Fin d’été à Sainte-Croix
Depuis six ans, la rencontre de Sainte-Croix ranime toutes nos fins d’été, redisposant le lot de nos préoccupations dans le droit fil du début d’un nouvel an orthodoxe. Cette assemblée étant fraternelle, ou « familiale », selon nos hôtes, chacun a la chance de s’y faire tout à tous, à l’image de l’Apôtre. On y cherche un conseil, une consolation ou simplement une communion de pensées ? Y a-t-il un besoin urgent de médecin, de psychologue, de musicien ou de conteur ? « Les aptitudes, les talents, les capacités », ainsi nommés par Mère Siluana à la conférence de vendredi, sont nombreux, divers et dispensés généreusement. Sans doute, pour avoir des conseils très spirituels, on doit attendre un peu, mais, selon sa patience et sa persévérance, personne ne repart sans avoir reçu assistance.
Tous les jours, la cloche de l’église circonscrit, entre la Liturgie et les Vêpres, le rythme vivant d’une vie communautaire. Une autre cloche divise le reste du temps selon l’économie d’une « université », fixant sagement les moments de nos rencontres. La répétition quotidienne du même rituel imprime profondément des images et des impressions que je suis à chaque fois contente de ressusciter des tréfonds de ma mémoire. Ainsi, après le déjeuner, dans la lumière douce de l’après-midi, je retrouve, comme dans un tableau impressionniste (dans lequel transparaît la grâce d’une main d’en Haut), les promenades en petits groupes dans les allées, sur les pelouses ou sous les figuiers… Plus tard, pendant que tout le monde se retire lentement vers la salle de conférences, je revois le tourbillon de couleurs dans l’herbe qui garde un instant la trace des pas et l’ombre bleutée des soutanes.
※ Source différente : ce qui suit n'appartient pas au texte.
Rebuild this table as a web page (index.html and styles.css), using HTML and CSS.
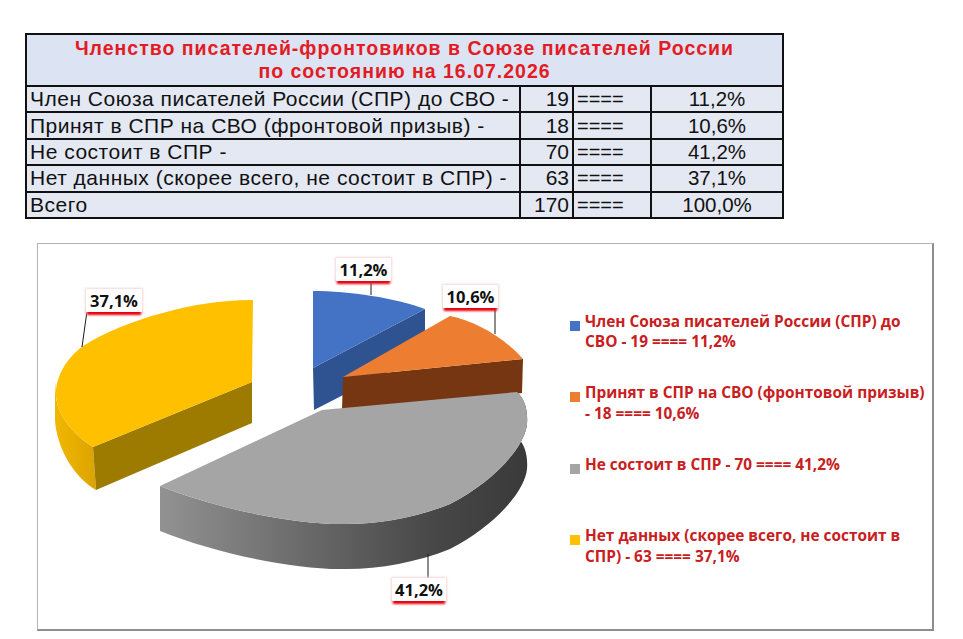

Dehors, tout reste en attente, à sa place, figé dans une invariabilité bénie : sœur Noëlle parmi ses livres, Anne-Cécile au bureau d’accueil, les enfants absorbés dans la salle d’iconographie ou perdus dans la végétation luxuriante ; devant la cuisine, la tête penchée sur les corbeilles de fruits et de légumes, rappelant les tableaux de tisserands et de dentellières, Evelyne, Martine, Christine, Alain et les autres tissent leurs dentelles de tartes et de compotes. Les figuiers qui viennent d’être pillés sourient en arrière-fond, offrant leurs branches au soleil où mûrissent de nouveaux fruits. Tout ce microcosme semble se recueillir dans l’air empreint d’une douce immobilité.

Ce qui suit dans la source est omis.